DO THIS: Copy exactly the lines that run from the top of the listing to the line containing "const menuItems = ['Resources', 'Packages', 'Operations', 'CISM", both ends included, and omit the pictures.

SOURCE EXCERPT:
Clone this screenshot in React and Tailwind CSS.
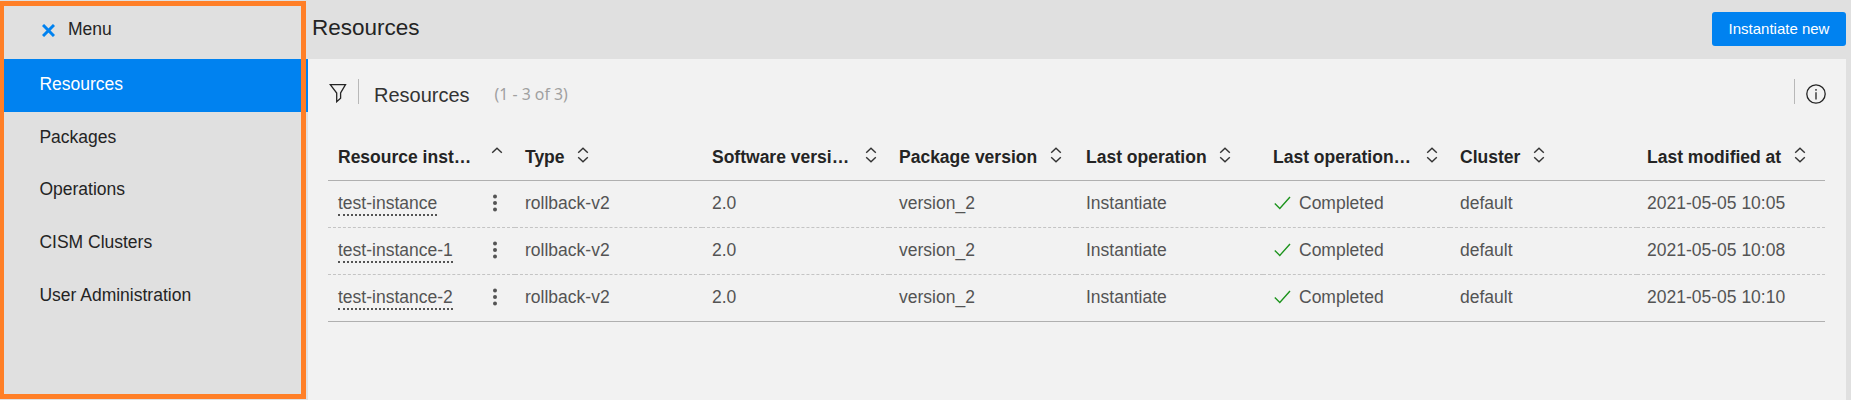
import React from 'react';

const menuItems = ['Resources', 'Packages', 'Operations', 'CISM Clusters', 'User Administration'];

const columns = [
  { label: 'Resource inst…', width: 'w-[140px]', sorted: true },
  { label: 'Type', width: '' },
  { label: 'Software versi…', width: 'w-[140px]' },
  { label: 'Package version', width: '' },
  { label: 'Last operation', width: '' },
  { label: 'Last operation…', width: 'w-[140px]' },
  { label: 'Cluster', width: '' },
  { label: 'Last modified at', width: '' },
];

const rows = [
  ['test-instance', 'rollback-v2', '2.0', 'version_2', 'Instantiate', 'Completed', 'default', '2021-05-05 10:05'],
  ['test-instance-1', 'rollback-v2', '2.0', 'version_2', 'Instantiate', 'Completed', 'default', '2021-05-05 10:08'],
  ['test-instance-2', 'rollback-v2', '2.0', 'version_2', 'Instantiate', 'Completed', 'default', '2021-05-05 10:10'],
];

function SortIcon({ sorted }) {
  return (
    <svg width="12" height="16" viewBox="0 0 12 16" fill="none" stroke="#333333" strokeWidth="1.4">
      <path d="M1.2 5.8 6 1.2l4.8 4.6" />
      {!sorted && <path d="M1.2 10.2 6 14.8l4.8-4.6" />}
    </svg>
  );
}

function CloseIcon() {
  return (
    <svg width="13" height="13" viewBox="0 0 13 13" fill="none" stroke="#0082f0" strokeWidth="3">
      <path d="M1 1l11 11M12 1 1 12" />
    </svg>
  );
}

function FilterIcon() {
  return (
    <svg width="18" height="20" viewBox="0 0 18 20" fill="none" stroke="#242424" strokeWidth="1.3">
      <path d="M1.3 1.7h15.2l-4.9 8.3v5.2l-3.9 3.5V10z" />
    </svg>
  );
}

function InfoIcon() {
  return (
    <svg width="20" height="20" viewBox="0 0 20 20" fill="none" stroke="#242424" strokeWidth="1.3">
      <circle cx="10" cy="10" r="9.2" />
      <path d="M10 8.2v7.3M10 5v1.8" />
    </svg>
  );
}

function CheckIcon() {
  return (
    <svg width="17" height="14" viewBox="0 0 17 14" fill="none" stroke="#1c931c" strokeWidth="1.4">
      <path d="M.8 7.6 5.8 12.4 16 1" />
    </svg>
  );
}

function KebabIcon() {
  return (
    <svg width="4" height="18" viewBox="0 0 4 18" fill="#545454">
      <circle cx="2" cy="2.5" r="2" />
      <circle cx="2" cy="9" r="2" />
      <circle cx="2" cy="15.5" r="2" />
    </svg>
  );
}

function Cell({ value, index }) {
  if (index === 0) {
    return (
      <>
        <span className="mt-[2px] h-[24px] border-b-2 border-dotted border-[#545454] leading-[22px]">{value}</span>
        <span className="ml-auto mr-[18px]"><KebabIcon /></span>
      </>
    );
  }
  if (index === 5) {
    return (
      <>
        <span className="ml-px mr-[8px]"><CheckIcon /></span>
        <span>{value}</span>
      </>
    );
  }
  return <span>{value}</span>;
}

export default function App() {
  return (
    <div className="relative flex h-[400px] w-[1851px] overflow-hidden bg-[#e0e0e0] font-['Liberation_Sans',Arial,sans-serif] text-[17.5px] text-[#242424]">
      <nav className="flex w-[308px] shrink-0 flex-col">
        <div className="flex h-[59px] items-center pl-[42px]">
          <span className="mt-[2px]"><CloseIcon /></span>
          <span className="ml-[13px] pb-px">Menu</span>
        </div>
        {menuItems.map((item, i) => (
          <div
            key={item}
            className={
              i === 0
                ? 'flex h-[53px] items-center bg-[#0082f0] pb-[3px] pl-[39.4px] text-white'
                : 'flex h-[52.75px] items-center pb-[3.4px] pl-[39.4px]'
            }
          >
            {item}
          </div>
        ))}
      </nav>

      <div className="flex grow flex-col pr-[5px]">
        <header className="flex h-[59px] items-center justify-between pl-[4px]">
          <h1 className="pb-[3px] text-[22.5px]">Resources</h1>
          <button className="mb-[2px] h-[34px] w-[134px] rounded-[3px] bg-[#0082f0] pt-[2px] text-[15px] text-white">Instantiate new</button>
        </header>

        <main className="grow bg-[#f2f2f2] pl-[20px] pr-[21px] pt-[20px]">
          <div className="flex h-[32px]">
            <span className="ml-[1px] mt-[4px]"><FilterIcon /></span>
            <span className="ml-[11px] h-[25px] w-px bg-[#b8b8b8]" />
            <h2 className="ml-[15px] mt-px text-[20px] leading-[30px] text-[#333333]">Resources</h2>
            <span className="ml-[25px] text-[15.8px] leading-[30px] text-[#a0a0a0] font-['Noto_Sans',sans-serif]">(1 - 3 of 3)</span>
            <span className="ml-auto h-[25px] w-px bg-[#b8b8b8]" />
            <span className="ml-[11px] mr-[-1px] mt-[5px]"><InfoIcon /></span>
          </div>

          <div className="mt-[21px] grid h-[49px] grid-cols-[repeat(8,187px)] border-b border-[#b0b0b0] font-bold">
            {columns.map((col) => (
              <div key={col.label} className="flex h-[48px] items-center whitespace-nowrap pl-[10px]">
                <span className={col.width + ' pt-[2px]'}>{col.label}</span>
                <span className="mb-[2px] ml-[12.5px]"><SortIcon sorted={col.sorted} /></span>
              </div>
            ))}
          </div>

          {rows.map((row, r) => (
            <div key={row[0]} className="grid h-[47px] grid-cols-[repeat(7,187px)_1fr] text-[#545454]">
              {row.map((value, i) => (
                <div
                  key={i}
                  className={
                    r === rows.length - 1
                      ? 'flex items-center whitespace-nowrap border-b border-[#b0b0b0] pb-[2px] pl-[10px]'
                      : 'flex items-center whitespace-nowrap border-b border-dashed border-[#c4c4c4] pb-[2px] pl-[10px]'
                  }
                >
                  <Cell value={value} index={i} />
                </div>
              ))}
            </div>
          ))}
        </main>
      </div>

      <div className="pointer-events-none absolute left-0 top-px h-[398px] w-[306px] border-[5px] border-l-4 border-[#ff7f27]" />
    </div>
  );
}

REPLY TO THE EXERCISE:
Clone this screenshot in React and Tailwind CSS.
import React from 'react';

const menuItems = ['Resources', 'Packages', 'Operations', 'CISM Clusters', 'User Administration'];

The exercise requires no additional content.